Leave out the pictures and restate the rest of the data exactly.
....
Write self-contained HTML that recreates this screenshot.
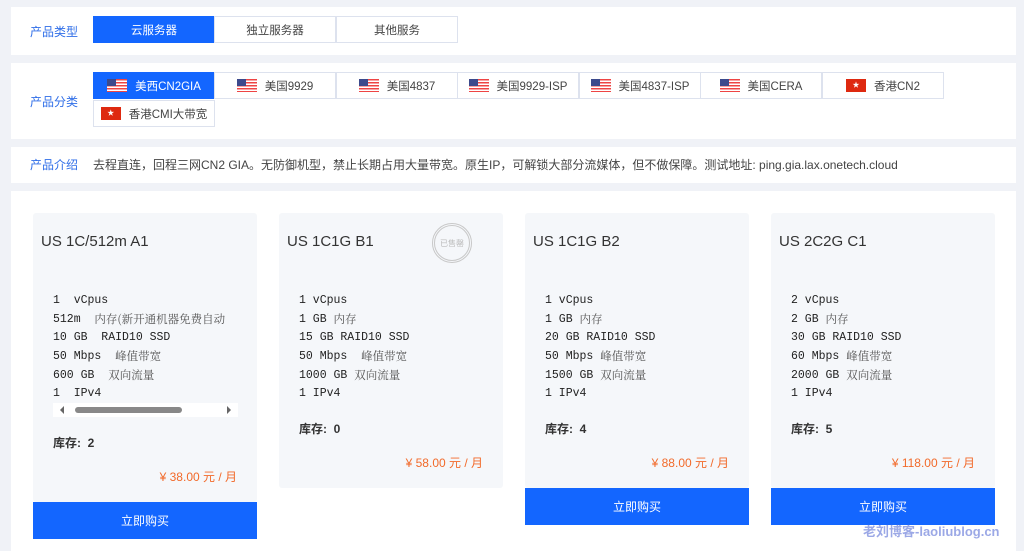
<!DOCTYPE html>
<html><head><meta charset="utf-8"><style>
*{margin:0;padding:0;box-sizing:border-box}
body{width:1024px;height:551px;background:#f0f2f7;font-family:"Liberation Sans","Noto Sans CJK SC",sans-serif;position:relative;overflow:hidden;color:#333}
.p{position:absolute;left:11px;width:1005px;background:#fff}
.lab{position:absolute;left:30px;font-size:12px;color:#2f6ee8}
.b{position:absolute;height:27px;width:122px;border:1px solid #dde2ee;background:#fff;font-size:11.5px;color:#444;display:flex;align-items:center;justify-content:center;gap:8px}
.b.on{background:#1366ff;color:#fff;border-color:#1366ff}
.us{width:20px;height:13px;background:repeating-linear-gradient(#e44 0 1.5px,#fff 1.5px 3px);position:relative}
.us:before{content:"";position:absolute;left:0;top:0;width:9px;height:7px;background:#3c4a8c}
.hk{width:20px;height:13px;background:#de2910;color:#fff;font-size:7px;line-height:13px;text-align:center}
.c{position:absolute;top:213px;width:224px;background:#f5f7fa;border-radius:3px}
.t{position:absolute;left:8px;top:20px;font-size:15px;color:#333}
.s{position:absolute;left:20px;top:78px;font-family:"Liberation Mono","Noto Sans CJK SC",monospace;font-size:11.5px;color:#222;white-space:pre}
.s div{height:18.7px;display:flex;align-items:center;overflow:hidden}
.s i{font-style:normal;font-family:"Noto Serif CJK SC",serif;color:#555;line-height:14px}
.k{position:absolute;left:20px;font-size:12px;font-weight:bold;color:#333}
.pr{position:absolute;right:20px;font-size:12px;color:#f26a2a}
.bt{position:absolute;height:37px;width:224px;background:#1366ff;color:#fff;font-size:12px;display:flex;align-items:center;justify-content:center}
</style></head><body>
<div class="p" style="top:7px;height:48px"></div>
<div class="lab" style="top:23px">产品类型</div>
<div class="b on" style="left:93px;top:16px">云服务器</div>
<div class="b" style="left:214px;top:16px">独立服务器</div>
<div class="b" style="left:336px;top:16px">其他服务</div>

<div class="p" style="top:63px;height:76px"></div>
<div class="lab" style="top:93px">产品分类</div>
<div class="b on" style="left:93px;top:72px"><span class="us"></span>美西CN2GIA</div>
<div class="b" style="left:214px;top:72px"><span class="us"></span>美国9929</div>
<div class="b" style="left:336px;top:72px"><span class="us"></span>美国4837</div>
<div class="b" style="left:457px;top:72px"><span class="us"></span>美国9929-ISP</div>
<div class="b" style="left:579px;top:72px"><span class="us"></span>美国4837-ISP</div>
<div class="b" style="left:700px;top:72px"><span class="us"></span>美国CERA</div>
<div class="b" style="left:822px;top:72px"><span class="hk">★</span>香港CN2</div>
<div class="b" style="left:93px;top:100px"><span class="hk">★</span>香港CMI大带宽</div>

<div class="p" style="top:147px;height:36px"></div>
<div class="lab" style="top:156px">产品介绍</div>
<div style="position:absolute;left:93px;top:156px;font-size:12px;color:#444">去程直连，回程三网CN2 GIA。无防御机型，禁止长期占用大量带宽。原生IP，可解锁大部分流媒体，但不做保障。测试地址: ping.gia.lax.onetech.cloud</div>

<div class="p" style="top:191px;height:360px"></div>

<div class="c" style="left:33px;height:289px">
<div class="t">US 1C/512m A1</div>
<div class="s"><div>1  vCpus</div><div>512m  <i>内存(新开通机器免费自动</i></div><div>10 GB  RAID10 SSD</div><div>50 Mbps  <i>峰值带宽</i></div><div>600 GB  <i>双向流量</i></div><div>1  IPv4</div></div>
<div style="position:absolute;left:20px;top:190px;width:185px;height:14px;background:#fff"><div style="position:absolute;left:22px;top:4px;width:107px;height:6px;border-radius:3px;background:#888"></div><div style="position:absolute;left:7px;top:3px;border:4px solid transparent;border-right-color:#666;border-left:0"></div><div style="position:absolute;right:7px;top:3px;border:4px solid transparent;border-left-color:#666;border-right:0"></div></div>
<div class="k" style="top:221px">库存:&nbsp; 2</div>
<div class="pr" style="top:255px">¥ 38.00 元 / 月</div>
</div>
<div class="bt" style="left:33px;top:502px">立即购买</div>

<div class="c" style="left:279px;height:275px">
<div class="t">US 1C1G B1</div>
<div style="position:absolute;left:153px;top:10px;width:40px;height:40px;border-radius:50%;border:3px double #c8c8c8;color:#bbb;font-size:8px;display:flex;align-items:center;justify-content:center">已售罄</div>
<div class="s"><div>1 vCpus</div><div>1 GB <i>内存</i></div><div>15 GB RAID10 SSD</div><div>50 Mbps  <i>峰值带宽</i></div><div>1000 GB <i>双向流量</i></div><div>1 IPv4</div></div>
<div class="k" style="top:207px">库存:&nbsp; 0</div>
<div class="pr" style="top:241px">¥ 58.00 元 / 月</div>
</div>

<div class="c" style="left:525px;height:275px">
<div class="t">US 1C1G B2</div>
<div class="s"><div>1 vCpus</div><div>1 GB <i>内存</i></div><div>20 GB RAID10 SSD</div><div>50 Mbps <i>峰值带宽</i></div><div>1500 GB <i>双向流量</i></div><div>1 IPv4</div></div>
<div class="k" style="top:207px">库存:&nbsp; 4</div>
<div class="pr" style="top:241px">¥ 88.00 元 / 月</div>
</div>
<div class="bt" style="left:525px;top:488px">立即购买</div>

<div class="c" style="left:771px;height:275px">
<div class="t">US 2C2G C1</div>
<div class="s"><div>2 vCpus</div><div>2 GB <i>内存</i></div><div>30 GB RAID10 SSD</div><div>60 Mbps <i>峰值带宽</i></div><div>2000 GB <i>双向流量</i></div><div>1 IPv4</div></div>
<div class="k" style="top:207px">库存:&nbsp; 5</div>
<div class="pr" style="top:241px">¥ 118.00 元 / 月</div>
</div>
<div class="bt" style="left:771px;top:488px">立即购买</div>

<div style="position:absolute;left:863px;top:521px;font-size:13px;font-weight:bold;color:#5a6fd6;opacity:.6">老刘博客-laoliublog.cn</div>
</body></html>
....
**RESPONSE TO THIS TASK**
Write self-contained HTML that recreates this screenshot.
<!DOCTYPE html>
<html><head><meta charset="utf-8"><style>
*{margin:0;padding:0;box-sizing:border-box}
body{width:1024px;height:551px;background:#f0f2f7;font-family:"Liberation Sans","Noto Sans CJK SC",sans-serif;position:relative;overflow:hidden;color:#333}
.p{position:absolute;left:11px;width:1005px;background:#fff}
.lab{position:absolute;left:30px;font-size:12px;color:#2f6ee8}
.b{position:absolute;height:27px;width:122px;border:1px solid #dde2ee;background:#fff;font-size:11.5px;color:#444;display:flex;align-items:center;justify-content:center;gap:8px}
.b.on{background:#1366ff;color:#fff;border-color:#1366ff}
.us{width:20px;height:13px;background:repeating-linear-gradient(#e44 0 1.5px,#fff 1.5px 3px);position:relative}
.us:before{content:"";position:absolute;left:0;top:0;width:9px;height:7px;background:#3c4a8c}
.hk{width:20px;height:13px;background:#de2910;color:#fff;font-size:7px;line-height:13px;text-align:center}
.c{position:absolute;top:213px;width:224px;background:#f5f7fa;border-radius:3px}
.t{position:absolute;left:8px;top:20px;font-size:15px;color:#333}
.s{position:absolute;left:20px;top:78px;font-family:"Liberation Mono","Noto Sans CJK SC",monospace;font-size:11.5px;color:#222;white-space:pre}
.s div{height:18.7px;display:flex;align-items:center;overflow:hidden}
.s i{font-style:normal;font-family:"Noto Serif CJK SC",serif;color:#555;line-height:14px}
.k{position:absolute;left:20px;font-size:12px;font-weight:bold;color:#333}
.pr{position:absolute;right:20px;font-size:12px;color:#f26a2a}
.bt{position:absolute;height:37px;width:224px;background:#1366ff;color:#fff;font-size:12px;display:flex;align-items:center;justify-content:center}
</style></head><body>
<div class="p" style="top:7px;height:48px"></div>
<div class="lab" style="top:23px">产品类型</div>
<div class="b on" style="left:93px;top:16px">云服务器</div>
<div class="b" style="left:214px;top:16px">独立服务器</div>
<div class="b" style="left:336px;top:16px">其他服务</div>

<div class="p" style="top:63px;height:76px"></div>
<div class="lab" style="top:93px">产品分类</div>
<div class="b on" style="left:93px;top:72px"><span class="us"></span>美西CN2GIA</div>
<div class="b" style="left:214px;top:72px"><span class="us"></span>美国9929</div>
<div class="b" style="left:336px;top:72px"><span class="us"></span>美国4837</div>
<div class="b" style="left:457px;top:72px"><span class="us"></span>美国9929-ISP</div>
<div class="b" style="left:579px;top:72px"><span class="us"></span>美国4837-ISP</div>
<div class="b" style="left:700px;top:72px"><span class="us"></span>美国CERA</div>
<div class="b" style="left:822px;top:72px"><span class="hk">★</span>香港CN2</div>
<div class="b" style="left:93px;top:100px"><span class="hk">★</span>香港CMI大带宽</div>

<div class="p" style="top:147px;height:36px"></div>
<div class="lab" style="top:156px">产品介绍</div>
<div style="position:absolute;left:93px;top:156px;font-size:12px;color:#444">去程直连，回程三网CN2 GIA。无防御机型，禁止长期占用大量带宽。原生IP，可解锁大部分流媒体，但不做保障。测试地址: ping.gia.lax.onetech.cloud</div>

<div class="p" style="top:191px;height:360px"></div>

<div class="c" style="left:33px;height:289px">
<div class="t">US 1C/512m A1</div>
<div class="s"><div>1  vCpus</div><div>512m  <i>内存(新开通机器免费自动</i></div><div>10 GB  RAID10 SSD</div><div>50 Mbps  <i>峰值带宽</i></div><div>600 GB  <i>双向流量</i></div><div>1  IPv4</div></div>
<div style="position:absolute;left:20px;top:190px;width:185px;height:14px;background:#fff"><div style="position:absolute;left:22px;top:4px;width:107px;height:6px;border-radius:3px;background:#888"></div><div style="position:absolute;left:7px;top:3px;border:4px solid transparent;border-right-color:#666;border-left:0"></div><div style="position:absolute;right:7px;top:3px;border:4px solid transparent;border-left-color:#666;border-right:0"></div></div>
<div class="k" style="top:221px">库存:&nbsp; 2</div>
<div class="pr" style="top:255px">¥ 38.00 元 / 月</div>
</div>
<div class="bt" style="left:33px;top:502px">立即购买</div>

<div class="c" style="left:279px;height:275px">
<div class="t">US 1C1G B1</div>
<div style="position:absolute;left:153px;top:10px;width:40px;height:40px;border-radius:50%;border:3px double #c8c8c8;color:#bbb;font-size:8px;display:flex;align-items:center;justify-content:center">已售罄</div>
<div class="s"><div>1 vCpus</div><div>1 GB <i>内存</i></div><div>15 GB RAID10 SSD</div><div>50 Mbps  <i>峰值带宽</i></div><div>1000 GB <i>双向流量</i></div><div>1 IPv4</div></div>
<div class="k" style="top:207px">库存:&nbsp; 0</div>
<div class="pr" style="top:241px">¥ 58.00 元 / 月</div>
</div>

<div class="c" style="left:525px;height:275px">
<div class="t">US 1C1G B2</div>
<div class="s"><div>1 vCpus</div><div>1 GB <i>内存</i></div><div>20 GB RAID10 SSD</div><div>50 Mbps <i>峰值带宽</i></div><div>1500 GB <i>双向流量</i></div><div>1 IPv4</div></div>
<div class="k" style="top:207px">库存:&nbsp; 4</div>
<div class="pr" style="top:241px">¥ 88.00 元 / 月</div>
</div>
<div class="bt" style="left:525px;top:488px">立即购买</div>

<div class="c" style="left:771px;height:275px">
<div class="t">US 2C2G C1</div>
<div class="s"><div>2 vCpus</div><div>2 GB <i>内存</i></div><div>30 GB RAID10 SSD</div><div>60 Mbps <i>峰值带宽</i></div><div>2000 GB <i>双向流量</i></div><div>1 IPv4</div></div>
<div class="k" style="top:207px">库存:&nbsp; 5</div>
<div class="pr" style="top:241px">¥ 118.00 元 / 月</div>
</div>
<div class="bt" style="left:771px;top:488px">立即购买</div>

<div style="position:absolute;left:863px;top:521px;font-size:13px;font-weight:bold;color:#5a6fd6;opacity:.6">老刘博客-laoliublog.cn</div>
</body></html>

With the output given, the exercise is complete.